__GOAL__:
Extract every line where the string "screenshot" appears.
▼
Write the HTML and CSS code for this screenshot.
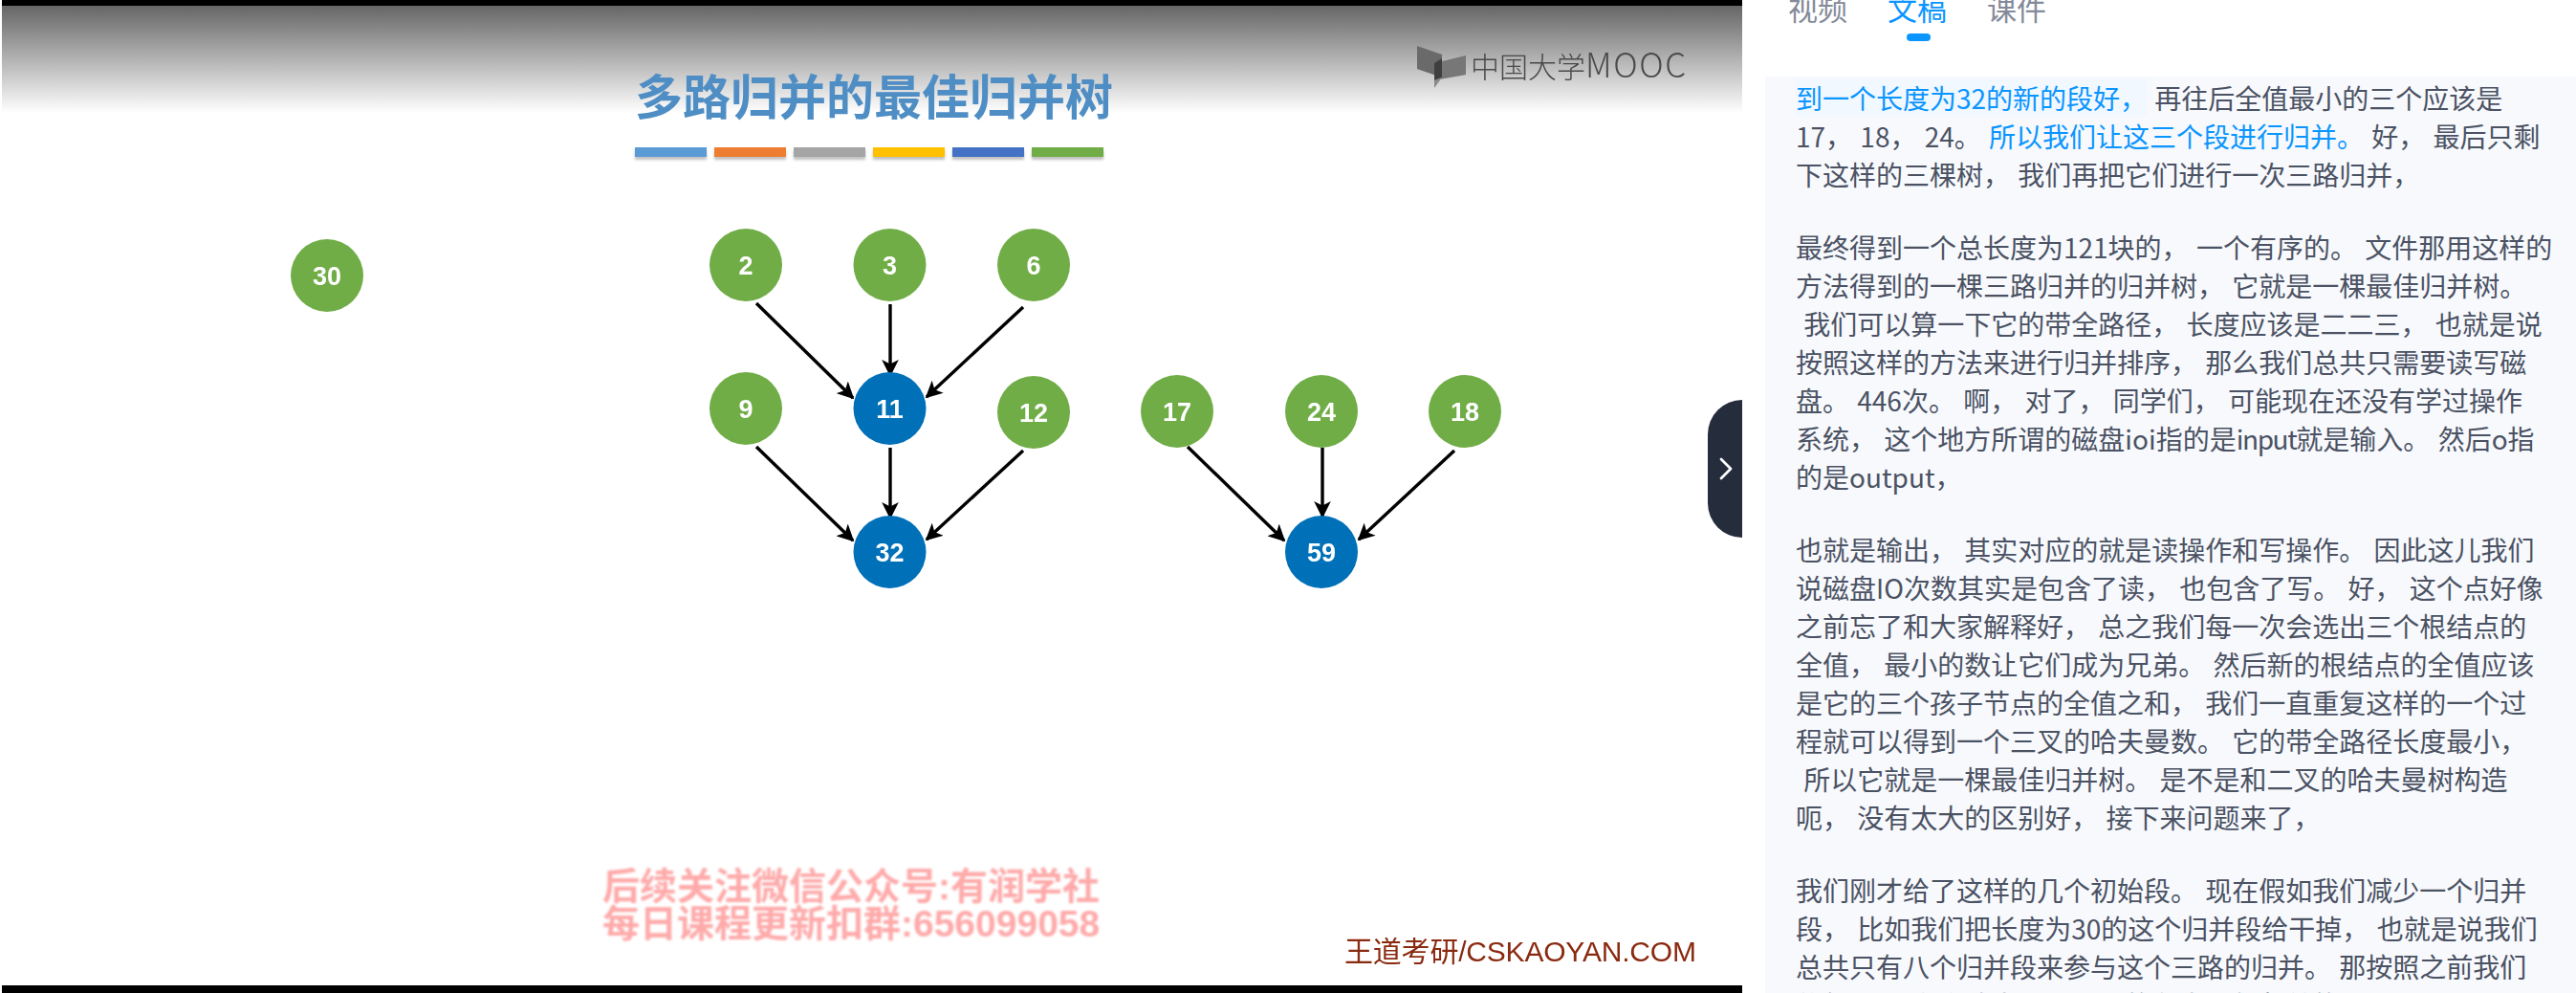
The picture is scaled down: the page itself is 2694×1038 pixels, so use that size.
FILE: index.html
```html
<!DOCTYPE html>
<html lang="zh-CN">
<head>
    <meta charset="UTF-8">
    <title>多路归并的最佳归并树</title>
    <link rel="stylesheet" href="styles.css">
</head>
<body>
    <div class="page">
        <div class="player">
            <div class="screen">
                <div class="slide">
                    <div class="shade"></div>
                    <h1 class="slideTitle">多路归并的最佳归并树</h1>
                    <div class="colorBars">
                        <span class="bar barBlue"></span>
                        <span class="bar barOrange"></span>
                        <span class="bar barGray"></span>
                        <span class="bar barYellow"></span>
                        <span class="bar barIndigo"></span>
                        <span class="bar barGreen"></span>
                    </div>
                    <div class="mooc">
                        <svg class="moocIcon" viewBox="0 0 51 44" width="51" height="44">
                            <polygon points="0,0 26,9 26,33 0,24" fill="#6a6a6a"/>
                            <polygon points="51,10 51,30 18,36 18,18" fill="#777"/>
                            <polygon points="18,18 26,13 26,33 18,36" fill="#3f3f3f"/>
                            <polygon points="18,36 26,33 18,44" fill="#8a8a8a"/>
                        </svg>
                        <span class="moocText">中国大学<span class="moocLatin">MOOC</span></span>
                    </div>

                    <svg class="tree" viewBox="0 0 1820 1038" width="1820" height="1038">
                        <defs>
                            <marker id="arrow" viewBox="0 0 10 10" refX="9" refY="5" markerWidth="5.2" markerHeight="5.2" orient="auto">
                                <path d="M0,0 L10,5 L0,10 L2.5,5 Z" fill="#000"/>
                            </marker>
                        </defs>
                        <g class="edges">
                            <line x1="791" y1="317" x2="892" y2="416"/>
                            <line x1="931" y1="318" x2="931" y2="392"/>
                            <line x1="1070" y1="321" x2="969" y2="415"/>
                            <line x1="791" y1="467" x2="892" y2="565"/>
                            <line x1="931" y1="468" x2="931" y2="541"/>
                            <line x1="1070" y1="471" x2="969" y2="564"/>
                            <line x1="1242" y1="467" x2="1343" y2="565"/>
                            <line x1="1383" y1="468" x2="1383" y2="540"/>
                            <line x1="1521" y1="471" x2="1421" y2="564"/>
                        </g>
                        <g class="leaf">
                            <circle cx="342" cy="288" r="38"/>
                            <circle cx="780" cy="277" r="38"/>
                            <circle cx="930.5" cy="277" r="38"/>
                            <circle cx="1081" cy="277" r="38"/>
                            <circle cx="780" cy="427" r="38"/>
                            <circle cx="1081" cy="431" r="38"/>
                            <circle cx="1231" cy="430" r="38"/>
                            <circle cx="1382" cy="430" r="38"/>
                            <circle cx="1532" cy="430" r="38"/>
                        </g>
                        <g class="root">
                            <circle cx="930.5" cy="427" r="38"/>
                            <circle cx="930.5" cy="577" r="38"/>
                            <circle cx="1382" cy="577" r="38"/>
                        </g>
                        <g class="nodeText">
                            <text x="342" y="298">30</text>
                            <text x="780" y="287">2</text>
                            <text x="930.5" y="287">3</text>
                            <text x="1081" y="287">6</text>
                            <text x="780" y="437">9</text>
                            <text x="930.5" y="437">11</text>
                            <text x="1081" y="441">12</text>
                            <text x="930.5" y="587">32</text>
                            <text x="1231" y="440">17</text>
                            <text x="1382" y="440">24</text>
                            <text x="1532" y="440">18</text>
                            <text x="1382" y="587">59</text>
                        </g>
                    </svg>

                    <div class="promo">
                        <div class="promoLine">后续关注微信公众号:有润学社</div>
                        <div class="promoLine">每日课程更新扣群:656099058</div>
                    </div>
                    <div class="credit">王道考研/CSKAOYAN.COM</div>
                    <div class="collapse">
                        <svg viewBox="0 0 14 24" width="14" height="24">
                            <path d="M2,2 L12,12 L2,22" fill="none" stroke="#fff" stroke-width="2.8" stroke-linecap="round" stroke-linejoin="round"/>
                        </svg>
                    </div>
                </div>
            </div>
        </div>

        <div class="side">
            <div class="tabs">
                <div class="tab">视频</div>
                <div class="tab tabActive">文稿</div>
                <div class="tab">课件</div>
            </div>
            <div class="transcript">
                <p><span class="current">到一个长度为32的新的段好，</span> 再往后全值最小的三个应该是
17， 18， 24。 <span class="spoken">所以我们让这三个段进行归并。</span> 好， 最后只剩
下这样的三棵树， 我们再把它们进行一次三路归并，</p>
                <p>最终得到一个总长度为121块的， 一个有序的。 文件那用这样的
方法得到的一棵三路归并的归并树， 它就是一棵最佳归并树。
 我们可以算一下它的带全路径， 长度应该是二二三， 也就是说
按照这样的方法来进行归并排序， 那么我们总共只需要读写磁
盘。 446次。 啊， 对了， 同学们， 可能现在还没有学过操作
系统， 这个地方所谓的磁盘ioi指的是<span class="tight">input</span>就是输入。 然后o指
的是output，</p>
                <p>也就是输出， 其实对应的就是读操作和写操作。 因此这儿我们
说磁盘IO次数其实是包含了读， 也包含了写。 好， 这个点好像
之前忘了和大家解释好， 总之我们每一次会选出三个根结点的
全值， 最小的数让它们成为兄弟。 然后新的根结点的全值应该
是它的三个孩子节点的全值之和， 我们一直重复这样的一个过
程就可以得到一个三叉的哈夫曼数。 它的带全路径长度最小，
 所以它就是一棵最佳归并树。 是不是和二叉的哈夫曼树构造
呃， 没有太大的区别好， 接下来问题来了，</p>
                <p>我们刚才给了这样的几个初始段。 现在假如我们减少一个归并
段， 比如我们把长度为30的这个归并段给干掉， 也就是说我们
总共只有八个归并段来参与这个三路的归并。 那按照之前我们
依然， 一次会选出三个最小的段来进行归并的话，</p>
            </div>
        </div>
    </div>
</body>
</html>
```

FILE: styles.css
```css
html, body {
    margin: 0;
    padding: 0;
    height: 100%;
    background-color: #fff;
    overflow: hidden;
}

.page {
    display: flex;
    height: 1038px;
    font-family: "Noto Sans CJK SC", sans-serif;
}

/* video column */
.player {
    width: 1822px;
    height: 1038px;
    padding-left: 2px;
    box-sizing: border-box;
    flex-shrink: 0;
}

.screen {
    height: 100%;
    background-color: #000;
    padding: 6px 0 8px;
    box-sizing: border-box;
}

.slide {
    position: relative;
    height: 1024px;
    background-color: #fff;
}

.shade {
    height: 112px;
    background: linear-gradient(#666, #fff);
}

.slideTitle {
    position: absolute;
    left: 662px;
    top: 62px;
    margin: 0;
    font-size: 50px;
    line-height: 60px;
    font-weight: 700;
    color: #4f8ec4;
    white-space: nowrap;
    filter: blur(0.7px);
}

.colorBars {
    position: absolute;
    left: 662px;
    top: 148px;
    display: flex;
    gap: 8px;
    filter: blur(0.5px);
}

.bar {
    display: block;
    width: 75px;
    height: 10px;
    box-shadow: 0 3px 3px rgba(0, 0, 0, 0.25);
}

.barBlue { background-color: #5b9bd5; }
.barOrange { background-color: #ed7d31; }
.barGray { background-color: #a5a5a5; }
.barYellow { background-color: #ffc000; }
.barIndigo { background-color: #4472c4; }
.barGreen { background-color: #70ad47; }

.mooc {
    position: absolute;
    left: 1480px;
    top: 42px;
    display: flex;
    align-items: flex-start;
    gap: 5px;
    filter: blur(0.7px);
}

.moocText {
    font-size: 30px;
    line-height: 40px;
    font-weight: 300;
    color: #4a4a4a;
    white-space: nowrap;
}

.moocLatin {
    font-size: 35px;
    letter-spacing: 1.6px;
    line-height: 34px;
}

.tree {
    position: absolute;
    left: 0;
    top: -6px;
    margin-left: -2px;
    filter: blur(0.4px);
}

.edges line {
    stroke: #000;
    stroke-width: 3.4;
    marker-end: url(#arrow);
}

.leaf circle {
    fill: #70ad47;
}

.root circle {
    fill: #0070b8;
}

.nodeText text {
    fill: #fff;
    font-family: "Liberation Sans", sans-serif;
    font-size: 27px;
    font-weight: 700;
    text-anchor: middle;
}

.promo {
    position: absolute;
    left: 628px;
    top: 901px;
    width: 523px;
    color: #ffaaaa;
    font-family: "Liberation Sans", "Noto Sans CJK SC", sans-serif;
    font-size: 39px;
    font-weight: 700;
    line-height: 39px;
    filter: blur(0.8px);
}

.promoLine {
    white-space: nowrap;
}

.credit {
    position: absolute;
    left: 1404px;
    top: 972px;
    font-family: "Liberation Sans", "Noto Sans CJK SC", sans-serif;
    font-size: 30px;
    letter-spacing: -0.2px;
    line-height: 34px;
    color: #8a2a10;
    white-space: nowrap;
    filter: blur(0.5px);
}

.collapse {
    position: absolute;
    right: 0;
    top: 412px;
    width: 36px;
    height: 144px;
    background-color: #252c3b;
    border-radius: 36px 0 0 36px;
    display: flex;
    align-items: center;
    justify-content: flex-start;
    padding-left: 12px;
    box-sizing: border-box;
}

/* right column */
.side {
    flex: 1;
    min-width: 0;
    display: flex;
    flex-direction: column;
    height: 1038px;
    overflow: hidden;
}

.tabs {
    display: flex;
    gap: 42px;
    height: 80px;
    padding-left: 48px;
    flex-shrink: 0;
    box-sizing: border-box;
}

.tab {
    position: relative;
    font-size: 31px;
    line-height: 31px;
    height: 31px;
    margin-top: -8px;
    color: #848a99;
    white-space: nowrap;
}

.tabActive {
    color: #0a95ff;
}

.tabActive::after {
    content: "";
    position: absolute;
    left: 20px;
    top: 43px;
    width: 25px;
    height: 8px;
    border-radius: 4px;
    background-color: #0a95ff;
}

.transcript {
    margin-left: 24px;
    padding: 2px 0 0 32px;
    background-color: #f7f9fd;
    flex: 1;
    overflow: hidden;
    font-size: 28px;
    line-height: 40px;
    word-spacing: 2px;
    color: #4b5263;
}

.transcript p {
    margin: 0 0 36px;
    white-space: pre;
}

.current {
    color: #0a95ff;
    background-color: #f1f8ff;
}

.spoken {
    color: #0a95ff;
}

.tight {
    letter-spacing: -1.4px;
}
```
▲
▼
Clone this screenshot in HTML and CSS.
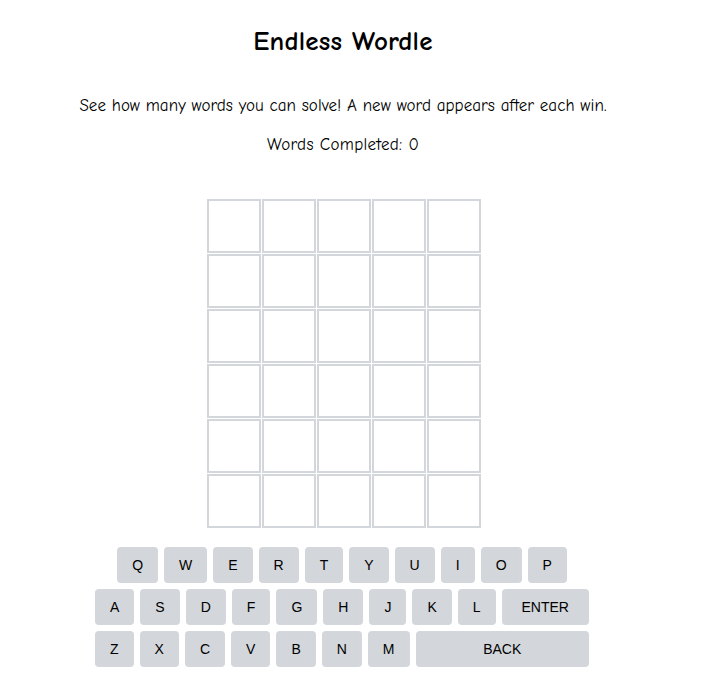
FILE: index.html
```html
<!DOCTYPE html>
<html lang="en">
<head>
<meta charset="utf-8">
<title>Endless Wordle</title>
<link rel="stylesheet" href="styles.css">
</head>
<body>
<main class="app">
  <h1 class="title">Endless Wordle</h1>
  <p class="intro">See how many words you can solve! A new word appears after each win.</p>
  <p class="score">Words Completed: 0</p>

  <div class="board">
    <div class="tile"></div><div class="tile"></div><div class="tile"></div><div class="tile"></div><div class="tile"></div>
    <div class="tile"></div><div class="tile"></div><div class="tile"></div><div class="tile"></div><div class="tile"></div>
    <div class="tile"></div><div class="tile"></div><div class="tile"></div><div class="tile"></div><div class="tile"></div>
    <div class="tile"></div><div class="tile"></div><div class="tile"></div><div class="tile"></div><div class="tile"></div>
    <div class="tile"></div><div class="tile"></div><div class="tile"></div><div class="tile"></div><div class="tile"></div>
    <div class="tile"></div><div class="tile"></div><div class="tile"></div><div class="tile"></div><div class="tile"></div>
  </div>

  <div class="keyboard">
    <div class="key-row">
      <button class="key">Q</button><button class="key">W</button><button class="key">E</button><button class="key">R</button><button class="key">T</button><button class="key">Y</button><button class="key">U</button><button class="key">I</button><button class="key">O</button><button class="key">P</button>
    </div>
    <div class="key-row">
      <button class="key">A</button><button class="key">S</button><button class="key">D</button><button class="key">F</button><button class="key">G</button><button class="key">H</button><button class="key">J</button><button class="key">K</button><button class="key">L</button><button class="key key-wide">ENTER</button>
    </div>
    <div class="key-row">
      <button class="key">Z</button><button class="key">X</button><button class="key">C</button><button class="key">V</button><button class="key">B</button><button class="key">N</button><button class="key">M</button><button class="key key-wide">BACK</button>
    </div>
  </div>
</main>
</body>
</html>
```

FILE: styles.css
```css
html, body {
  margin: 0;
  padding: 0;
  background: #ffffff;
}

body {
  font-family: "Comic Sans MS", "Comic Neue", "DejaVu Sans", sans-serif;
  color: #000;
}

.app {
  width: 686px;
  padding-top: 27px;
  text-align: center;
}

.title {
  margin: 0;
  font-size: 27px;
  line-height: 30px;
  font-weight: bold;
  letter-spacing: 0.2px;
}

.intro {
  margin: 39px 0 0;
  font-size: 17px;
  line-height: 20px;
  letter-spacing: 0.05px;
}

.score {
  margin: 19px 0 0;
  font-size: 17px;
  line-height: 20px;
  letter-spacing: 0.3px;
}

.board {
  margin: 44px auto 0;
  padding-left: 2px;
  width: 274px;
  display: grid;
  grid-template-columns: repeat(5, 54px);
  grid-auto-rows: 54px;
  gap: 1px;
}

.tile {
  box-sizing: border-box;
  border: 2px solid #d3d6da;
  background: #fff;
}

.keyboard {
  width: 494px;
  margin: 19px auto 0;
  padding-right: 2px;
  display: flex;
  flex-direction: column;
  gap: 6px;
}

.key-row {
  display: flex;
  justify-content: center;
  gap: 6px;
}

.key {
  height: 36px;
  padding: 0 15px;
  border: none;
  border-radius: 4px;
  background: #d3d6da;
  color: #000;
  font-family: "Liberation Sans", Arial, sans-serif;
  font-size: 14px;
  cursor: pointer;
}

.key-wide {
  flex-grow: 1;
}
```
▲
__REPLY TO THE TASK__:
Write the HTML and CSS code for this screenshot.
Clone this screenshot in HTML and CSS.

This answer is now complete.